### STATED EXERCISE
Work out how many lines hold the string "components". The answer is a single number, nothing more.
--- Start INFORMATION SHOWN ---
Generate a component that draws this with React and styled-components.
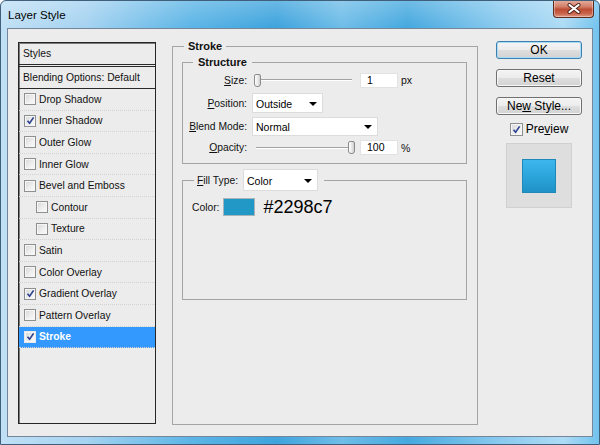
import React from 'react';
import styled, { createGlobalStyle } from 'styled-components';

const Global = createGlobalStyle`
  html, body { margin: 0; padding: 0; background: #ffffff; }
  body { width: 600px; height: 445px; overflow: hidden; font-family: "Liberation Sans", Arial, sans-serif; }
  * { box-sizing: border-box; }
`;

const Window = styled.div`
  width: 600px;
  height: 445px;
  display: flex;
  flex-direction: column;
  border: 1px solid #3f5f7a;
  border-radius: 6px 6px 0 0;
  overflow: hidden;
  background:
    linear-gradient(180deg, rgba(255,255,255,0.22) 0px, rgba(255,255,255,0) 26px),
    linear-gradient(90deg, #c0e0f5 0%, #a6d3f1 14%, #5cb5e6 32%, #3fa4dd 46%, #6fbde8 57%, #46a9df 68%, #8ccbef 84%, #aedbf5 94%, #72c3ee 100%);
`;

const TitleBar = styled.div`
  height: 27px;
  flex: none;
  display: flex;
  align-items: center;
  justify-content: space-between;
  padding-left: 7px;
  padding-right: 5px;
`;

const Title = styled.span`
  font-size: 11.5px;
  color: #000;
  padding-top: 1px;
`;

const CloseBtn = styled.div`
  align-self: flex-start;
  margin-top: -1px;
  width: 41px;
  height: 18px;
  border: 1px solid #5d2b20;
  border-top: none;
  border-radius: 0 0 4px 4px;
  background: linear-gradient(180deg, #e7b0a2 0%, #d27d68 40%, #bd4c33 55%, #c9654c 80%, #e09a85 100%);
  box-shadow: inset 0 0 0 1px rgba(255,255,255,0.35);
  display: flex;
  align-items: center;
  justify-content: center;
`;

const Body = styled.div`
  flex: 1;
  display: flex;
  padding: 0 6px 7px 6px;
`;

const Content = styled.div`
  flex: 1;
  display: flex;
  align-items: flex-start;
  border: 1px solid #76869a;
  background: #ececec;
  padding: 11px 0 0 10px;
  color: #111;
`;

const List = styled.div`
  width: 138px;
  height: 382px;
  margin-top: 2px;
  border: 1px solid #262626;
  box-shadow: inset 1px 1px 0 #7a7a7a;
  display: flex;
  flex-direction: column;
  font-size: 10.3px;
`;

const ListHeader = styled.div`
  height: ${p => p.$h}px;
  flex: none;
  display: flex;
  align-items: center;
  padding-left: 4px;
  border-bottom: ${p => p.$double ? '3px double #2a2a2a' : '1px solid #2a2a2a'};
`;

const Row = styled.div`
  height: 21.6px;
  flex: none;
  display: flex;
  align-items: center;
  gap: 3px;
  padding-left: ${p => 5 + (p.$indent ? 12 : 0)}px;
  border-bottom: 1px dotted #d2d2d2;
  background: ${p => p.$active ? '#3399ff' : 'transparent'};
  color: ${p => p.$active ? '#fff' : '#111'};
  font-weight: ${p => p.$active ? 'bold' : 'normal'};
`;

const Box = styled.span`
  width: ${p => p.$size || 12}px;
  height: ${p => p.$size || 12}px;
  flex: none;
  display: inline-flex;
  align-items: center;
  justify-content: center;
  border: 1px solid ${p => p.$light ? '#e8e8e8' : '#8e8f8f'};
  background: linear-gradient(135deg, #d6d6d6 0%, #eeeeee 55%, #fbfbfb 100%);
  box-shadow: inset 0 0 0 1px #f6f6f6;
`;

function Check({ checked, light, size }) {
  return (
    <Box $light={light} $size={size}>
      {checked && (
        <svg width="9" height="9" viewBox="0 0 9 9">
          <path d="M1.5 4.8 L3.6 7.2 L7.6 1.4" fill="none" stroke="#2a3f8f" strokeWidth="1.6" />
        </svg>
      )}
    </Box>
  );
}

const Group = styled.fieldset`
  margin: ${p => p.$mt || 0}px 0 0 ${p => p.$ml || 0}px;
  min-inline-size: 0;
  width: ${p => p.$w}px;
  height: ${p => p.$h}px;
  border: 1px solid #a4a4a4;
  padding: 0 ${p => p.$pr || 0}px 0 ${p => p.$pl || 0}px;
  display: block;
`;

const Legend = styled.legend`
  margin-left: ${p => p.$ml}px;
  padding: 0 ${p => p.$pr ?? p.$pl}px 0 ${p => p.$pl}px;
  font-size: 11px;
  line-height: 13px;
  font-weight: ${p => p.$bold ? 'bold' : 'normal'};
  color: #111;
`;

const FillLegend = styled.legend`
  margin-left: 11px;
  padding: 0 6px 0 3px;
  display: flex;
  align-items: center;
  gap: 5px;
  font-size: 10.3px;
  color: #111;
`;

const Rows = styled.div`
  display: flex;
  flex-direction: column;
  padding-top: 3px;
  font-size: 10.3px;
`;

const FormRow = styled.div`
  height: ${p => p.$h}px;
  margin-bottom: ${p => p.$mb || 0}px;
  display: flex;
  align-items: center;
`;

const Label = styled.span`
  width: 64px;
  flex: none;
  text-align: right;
  margin-right: 5px;
  white-space: nowrap;
`;

const SliderWrap = styled.div`
  position: relative;
  width: 104px;
  height: 15px;
  flex: none;
  display: flex;
  align-items: center;
  padding: 0 4px;
`;

const Track = styled.div`
  flex: 1;
  height: 2px;
  border-top: 1px solid #a2a2a2;
  border-bottom: 1px solid #ffffff;
`;

const Thumb = styled.div`
  position: absolute;
  top: 1px;
  width: 7px;
  height: 13px;
  border: 1px solid #8b8b8b;
  border-radius: 2px 2px 3px 3px;
  background: linear-gradient(90deg, #ffffff 0%, #e6e6e6 60%, #cfcfcf 100%);
`;

function Slider({ value }) {
  return (
    <SliderWrap>
      <Track />
      <Thumb style={{ left: `${1 + (95 * value) / 100}px` }} />
    </SliderWrap>
  );
}

const Input = styled.div`
  width: 38px;
  height: 15px;
  margin-left: 4px;
  padding-left: 6px;
  background: #fff;
  border: 1px solid #e2e2e2;
  font-size: 10.5px;
  line-height: 13px;
  color: #000;
`;

const Unit = styled.span`
  margin-left: 3px;
  font-size: 10.5px;
`;

const Select = styled.div`
  width: ${p => p.$w}px;
  height: ${p => p.$h}px;
  flex: none;
  background: #fff;
  border: 1px solid #dcdcdc;
  display: flex;
  align-items: center;
  justify-content: space-between;
  padding: 1px 5px 0 3px;
  font-size: 10.5px;
  color: #000;
`;

const Arrow = styled.span`
  width: 0;
  height: 0;
  border-left: 4px solid transparent;
  border-right: 4px solid transparent;
  border-top: 4px solid #000;
`;

const ColorRow = styled.div`
  margin-top: 6px;
  height: 20px;
  display: flex;
  align-items: center;
  padding-left: 9px;
  font-size: 10.3px;
`;

const Swatch = styled.span`
  width: 32px;
  height: 18px;
  margin-left: 4px;
  background: #2298c7;
  border: 1px solid #a9b3ba;
`;

const Hex = styled.span`
  margin-left: 8px;
  font-size: 18px;
  color: #000;
`;

const Side = styled.div`
  width: 86px;
  margin: 1px 0 0 18px;
  display: flex;
  flex-direction: column;
  align-items: center;
`;

const Button = styled.div`
  width: 86px;
  height: 18px;
  margin-bottom: 10px;
  border: 1px solid ${p => p.$default ? '#3c7fb1' : '#707070'};
  border-radius: 3px;
  background: linear-gradient(180deg, #f4f4f4 0%, #ececec 48%, #dedede 52%, #d2d2d2 100%);
  box-shadow: inset 0 0 0 1px ${p => p.$default ? '#a8dcf5' : '#f8f8f8'};
  font-size: 12px;
  line-height: 16px;
  text-align: center;
  color: #000;
`;

const PreviewRow = styled.div`
  margin-top: -3px;
  height: 14px;
  display: flex;
  align-items: center;
  gap: 3px;
  font-size: 12px;
  color: #000;
`;

const PreviewBox = styled.div`
  margin-top: 7px;
  width: 66px;
  height: 65px;
  border: 1px solid #d0d0d0;
  background: #dedede;
  display: flex;
  align-items: center;
  justify-content: center;
`;

const PreviewSwatch = styled.div`
  width: 34px;
  height: 34px;
  border: 1px solid #1d89b8;
  background: linear-gradient(180deg, #3cb6ec 0%, #2aa3da 55%, #1f92c6 100%);
`;

const items = [
  { name: 'Drop Shadow' },
  { name: 'Inner Shadow', checked: true },
  { name: 'Outer Glow' },
  { name: 'Inner Glow' },
  { name: 'Bevel and Emboss' },
  { name: 'Contour', indent: true },
  { name: 'Texture', indent: true },
  { name: 'Satin' },
  { name: 'Color Overlay' },
  { name: 'Gradient Overlay', checked: true },
  { name: 'Pattern Overlay' },
  { name: 'Stroke', checked: true, active: true },
];

export default function App() {
  return (
    <>
      <Global />
      <Window>
        <TitleBar>
          <Title>Layer Style</Title>
          <CloseBtn>
            <svg width="14" height="11" viewBox="0 0 14 11">
              <path d="M2.5 2 L11.5 9 M11.5 2 L2.5 9" stroke="#4d1f15" strokeWidth="4" strokeLinecap="round" />
              <path d="M2.5 2 L11.5 9 M11.5 2 L2.5 9" stroke="#ffffff" strokeWidth="2.2" strokeLinecap="round" />
            </svg>
          </CloseBtn>
        </TitleBar>
        <Body>
          <Content>
            <List>
              <ListHeader $h={24} $double>Styles</ListHeader>
              <ListHeader $h={22}>Blending Options: Default</ListHeader>
              {items.map(it => (
                <Row key={it.name} $indent={it.indent} $active={it.active}>
                  <Check checked={it.checked} light={it.active} />
                  <span>{it.name}</span>
                </Row>
              ))}
            </List>

            <Group $ml={16} $w={306} $h={385} $pl={9} $pr={10}>
              <Legend $ml={2} $pl={4} $bold>Stroke</Legend>

              <Group $mt={3} $w={285} $h={108}>
                <Legend $ml={10} $pl={5} $bold>Structure</Legend>
                <Rows>
                  <FormRow $h={16} $mb={4}>
                    <Label><u>S</u>ize:</Label>
                    <Slider value={1} />
                    <Input>1</Input>
                    <Unit>px</Unit>
                  </FormRow>
                  <FormRow $h={22} $mb={2}>
                    <Label><u>P</u>osition:</Label>
                    <Select $w={71} $h={20}>Outside<Arrow /></Select>
                  </FormRow>
                  <FormRow $h={21} $mb={2}>
                    <Label><u>B</u>lend Mode:</Label>
                    <Select $w={126} $h={19}>Normal<Arrow /></Select>
                  </FormRow>
                  <FormRow $h={17}>
                    <Label><u>O</u>pacity:</Label>
                    <Slider value={100} />
                    <Input>100</Input>
                    <Unit>%</Unit>
                  </FormRow>
                </Rows>
              </Group>

              <Group $mt={5} $w={285} $h={131}>
                <FillLegend>
                  <span><u>F</u>ill Type:</span>
                  <Select $w={75} $h={22}>Color<Arrow /></Select>
                </FillLegend>
                <ColorRow>
                  <span>Color:</span>
                  <Swatch />
                  <Hex>#2298c7</Hex>
                </ColorRow>
              </Group>
            </Group>

            <Side>
              <Button $default>OK</Button>
              <Button>Reset</Button>
              <Button>Ne<u>w</u> Style...</Button>
              <PreviewRow>
                <Check checked size={13} />
                <span>Pre<u>v</u>iew</span>
              </PreviewRow>
              <PreviewBox>
                <PreviewSwatch />
              </PreviewBox>
            </Side>
          </Content>
        </Body>
      </Window>
    </>
  );
}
--- End INFORMATION SHOWN ---
### PROBLEM SOLUTION
2